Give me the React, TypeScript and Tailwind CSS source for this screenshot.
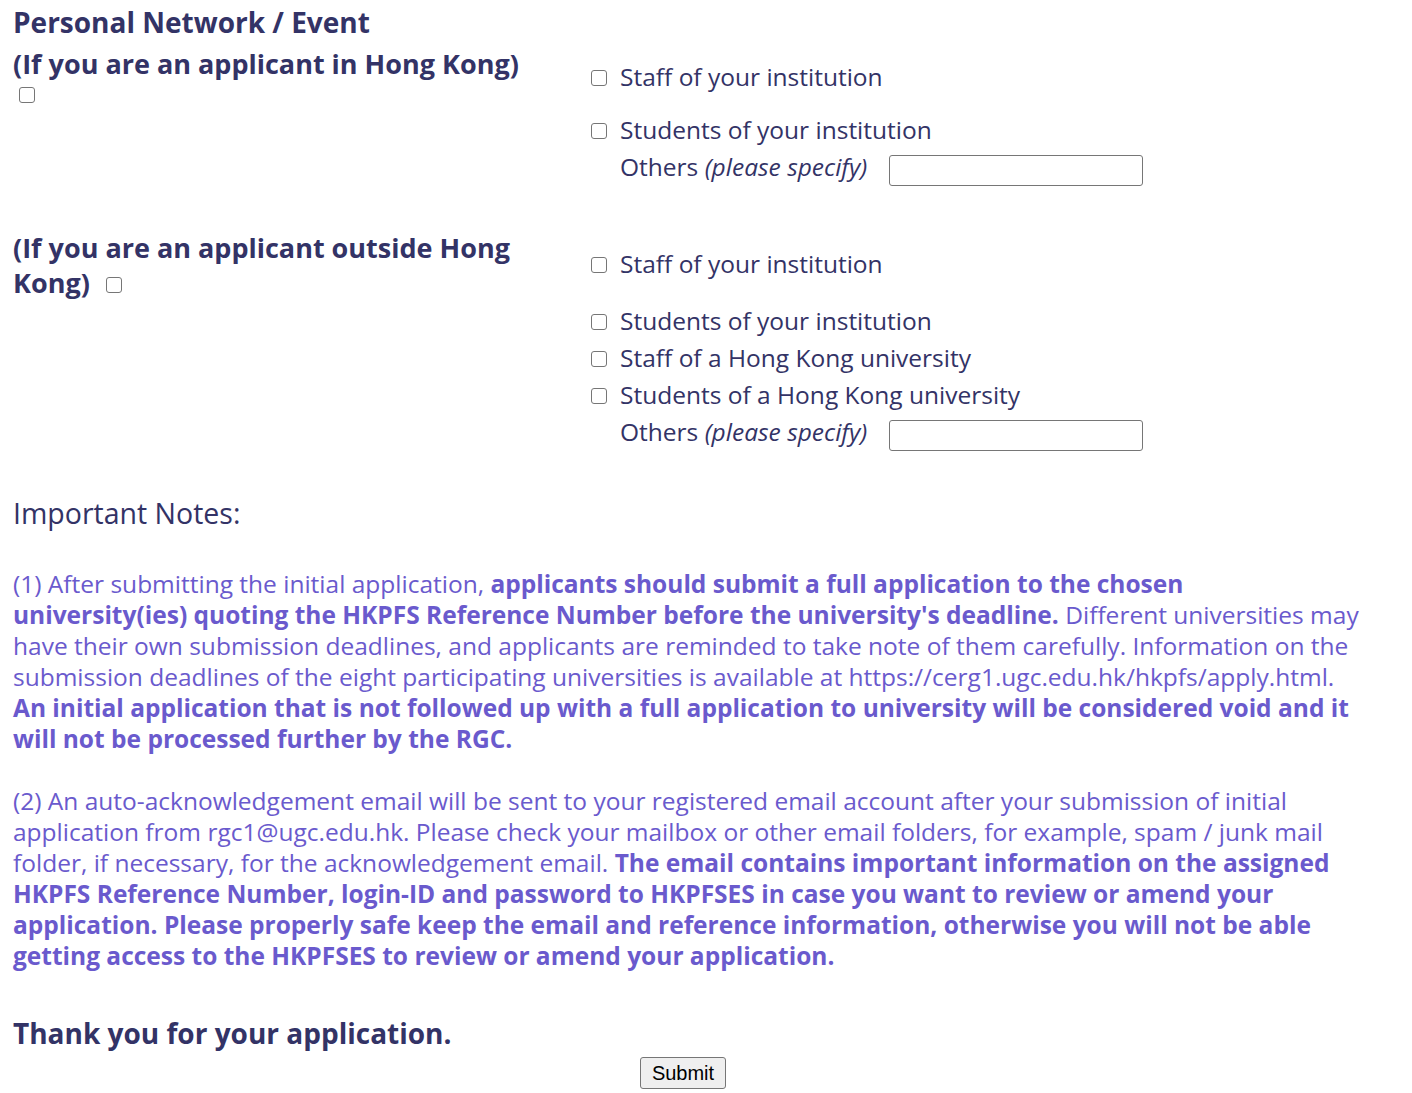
// personal network form section
import type { FC } from "react";

const Box: FC = () => (
  <input
    type="checkbox"
    className="appearance-none w-4 h-4 shrink-0 border border-[#767676] rounded-[3px] bg-white"
  />
);

const Row: FC<{ label: string }> = ({ label }) => (
  <label className="flex items-center h-[37px] gap-[13px] -ml-[29px]">
    <Box />
    <span>{label}</span>
  </label>
);

const Others: FC = () => (
  <div className="flex items-center h-[37px]">
    <span>
      Others <i>(please specify)</i>
    </span>
    <input type="text" className="ml-[22px] mt-[5px] w-[254px] h-[31px] border border-[#767676] rounded-[3px] bg-white" />
  </div>
);

const App: FC = () => {
  return (
    <div className="px-[13px] text-[#333366] font-['Open_Sans',sans-serif] bg-white min-h-screen">
      <h2 className="text-[28px] font-bold leading-[44px]">Personal Network / Event</h2>

      {/* applicant in Hong Kong */}
      <div className="grid grid-cols-[607px_1fr] pt-[2px]">
        <div>
          <h3 className="text-[27px] font-bold leading-[36px]">(If you are an applicant in Hong Kong)</h3>
          <div className="pl-[6px] pt-[3px]"><Box /></div>
        </div>
        <div className="pt-[13px] text-[24.5px]">
          <Row label="Staff of your institution" />
          <div className="h-4" />
          <Row label="Students of your institution" />
          <Others />
        </div>
      </div>

      {/* applicant outside Hong Kong */}
      <div className="grid grid-cols-[607px_1fr] mt-[44px]">
        <div>
          <h3 className="text-[27px] font-bold leading-[35px] w-[520px]">
            (If you are an applicant outside Hong Kong)
            <span className="inline-block align-middle ml-[16px] relative -top-[3px]"><Box /></span>
          </h3>
        </div>
        <div className="pt-[16px] text-[24.5px]">
          <Row label="Staff of your institution" />
          <div className="h-5" />
          <Row label="Students of your institution" />
          <Row label="Staff of a Hong Kong university" />
          <Row label="Students of a Hong Kong university" />
          <Others />
        </div>
      </div>

      <p className="mt-[43px] text-[28.5px] leading-[38px]">Important Notes:</p>

      <div className="mt-[36px] text-[#6a5acd] text-[24.5px] leading-[31px] w-[1385px]">
        <p>
          (1) After submitting the initial application,{" "}
          <b>applicants should submit a full application to the chosen<br />university(ies) quoting the HKPFS Reference Number before the university's deadline.</b>{" "}
          Different universities may<br />have their own submission deadlines, and applicants are reminded to take note of them carefully. Information on the<br />submission deadlines of the eight participating universities is available at https://cerg1.ugc.edu.hk/hkpfs/apply.html.<br />
          <b>An initial application that is not followed up with a full application to university will be considered void and it<br />will not be processed further by the RGC.</b>
        </p>
        <p className="mt-[31px]">
          (2) An auto-acknowledgement email will be sent to your registered email account after your submission of initial<br />application from rgc1@ugc.edu.hk. Please check your mailbox or other email folders, for example, spam / junk mail<br />folder, if necessary, for the acknowledgement email.{" "}
          <b>The email contains important information on the assigned<br />HKPFS Reference Number, login-ID and password to HKPFSES in case you want to review or amend your<br />application. Please properly safe keep the email and reference information, otherwise you will not be able<br />getting access to the HKPFSES to review or amend your application.</b>
        </p>
      </div>

      <p className="mt-[43px] text-[28px] font-bold leading-[38px]">Thank you for your application.</p>

      <div className="flex justify-center pr-[46px] pt-[5px]">
        <button className="font-['Liberation_Sans',Arial,sans-serif] text-[20px] text-black leading-[24px] px-[11px] py-[3px] bg-[#efefef] border border-[#767676] rounded-[3px]">
          Submit
        </button>
      </div>
    </div>
  );
};

export default App;
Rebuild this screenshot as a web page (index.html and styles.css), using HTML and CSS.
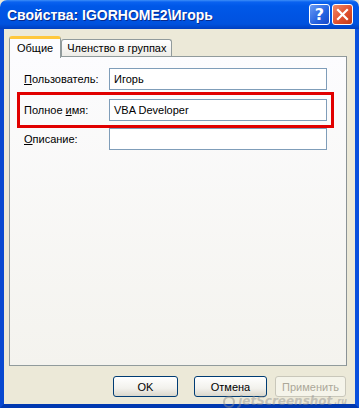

DESCRIPTION OF THE TASK:
Reproduce all of the data exactly; the pictures do not belong in the copy.

RESPONSE TO THE TASK:
Give me the React, TypeScript and Tailwind CSS source for this screenshot.
// personal network form section
import type { FC } from "react";

const Box: FC = () => (
  <input
    type="checkbox"
    className="appearance-none w-4 h-4 shrink-0 border border-[#767676] rounded-[3px] bg-white"
  />
);

const Row: FC<{ label: string }> = ({ label }) => (
  <label className="flex items-center h-[37px] gap-[13px] -ml-[29px]">
    <Box />
    <span>{label}</span>
  </label>
);

const Others: FC = () => (
  <div className="flex items-center h-[37px]">
    <span>
      Others <i>(please specify)</i>
    </span>
    <input type="text" className="ml-[22px] mt-[5px] w-[254px] h-[31px] border border-[#767676] rounded-[3px] bg-white" />
  </div>
);

const App: FC = () => {
  return (
    <div className="px-[13px] text-[#333366] font-['Open_Sans',sans-serif] bg-white min-h-screen">
      <h2 className="text-[28px] font-bold leading-[44px]">Personal Network / Event</h2>

      {/* applicant in Hong Kong */}
      <div className="grid grid-cols-[607px_1fr] pt-[2px]">
        <div>
          <h3 className="text-[27px] font-bold leading-[36px]">(If you are an applicant in Hong Kong)</h3>
          <div className="pl-[6px] pt-[3px]"><Box /></div>
        </div>
        <div className="pt-[13px] text-[24.5px]">
          <Row label="Staff of your institution" />
          <div className="h-4" />
          <Row label="Students of your institution" />
          <Others />
        </div>
      </div>

      {/* applicant outside Hong Kong */}
      <div className="grid grid-cols-[607px_1fr] mt-[44px]">
        <div>
          <h3 className="text-[27px] font-bold leading-[35px] w-[520px]">
            (If you are an applicant outside Hong Kong)
            <span className="inline-block align-middle ml-[16px] relative -top-[3px]"><Box /></span>
          </h3>
        </div>
        <div className="pt-[16px] text-[24.5px]">
          <Row label="Staff of your institution" />
          <div className="h-5" />
          <Row label="Students of your institution" />
          <Row label="Staff of a Hong Kong university" />
          <Row label="Students of a Hong Kong university" />
          <Others />
        </div>
      </div>

      <p className="mt-[43px] text-[28.5px] leading-[38px]">Important Notes:</p>

      <div className="mt-[36px] text-[#6a5acd] text-[24.5px] leading-[31px] w-[1385px]">
        <p>
          (1) After submitting the initial application,{" "}
          <b>applicants should submit a full application to the chosen<br />university(ies) quoting the HKPFS Reference Number before the university's deadline.</b>{" "}
          Different universities may<br />have their own submission deadlines, and applicants are reminded to take note of them carefully. Information on the<br />submission deadlines of the eight participating universities is available at https://cerg1.ugc.edu.hk/hkpfs/apply.html.<br />
          <b>An initial application that is not followed up with a full application to university will be considered void and it<br />will not be processed further by the RGC.</b>
        </p>
        <p className="mt-[31px]">
          (2) An auto-acknowledgement email will be sent to your registered email account after your submission of initial<br />application from rgc1@ugc.edu.hk. Please check your mailbox or other email folders, for example, spam / junk mail<br />folder, if necessary, for the acknowledgement email.{" "}
          <b>The email contains important information on the assigned<br />HKPFS Reference Number, login-ID and password to HKPFSES in case you want to review or amend your<br />application. Please properly safe keep the email and reference information, otherwise you will not be able<br />getting access to the HKPFSES to review or amend your application.</b>
        </p>
      </div>

      <p className="mt-[43px] text-[28px] font-bold leading-[38px]">Thank you for your application.</p>

      <div className="flex justify-center pr-[46px] pt-[5px]">
        <button className="font-['Liberation_Sans',Arial,sans-serif] text-[20px] text-black leading-[24px] px-[11px] py-[3px] bg-[#efefef] border border-[#767676] rounded-[3px]">
          Submit
        </button>
      </div>
    </div>
  );
};

export default App;
Rebuild this screenshot as a web page (index.html and styles.css), using HTML and CSS.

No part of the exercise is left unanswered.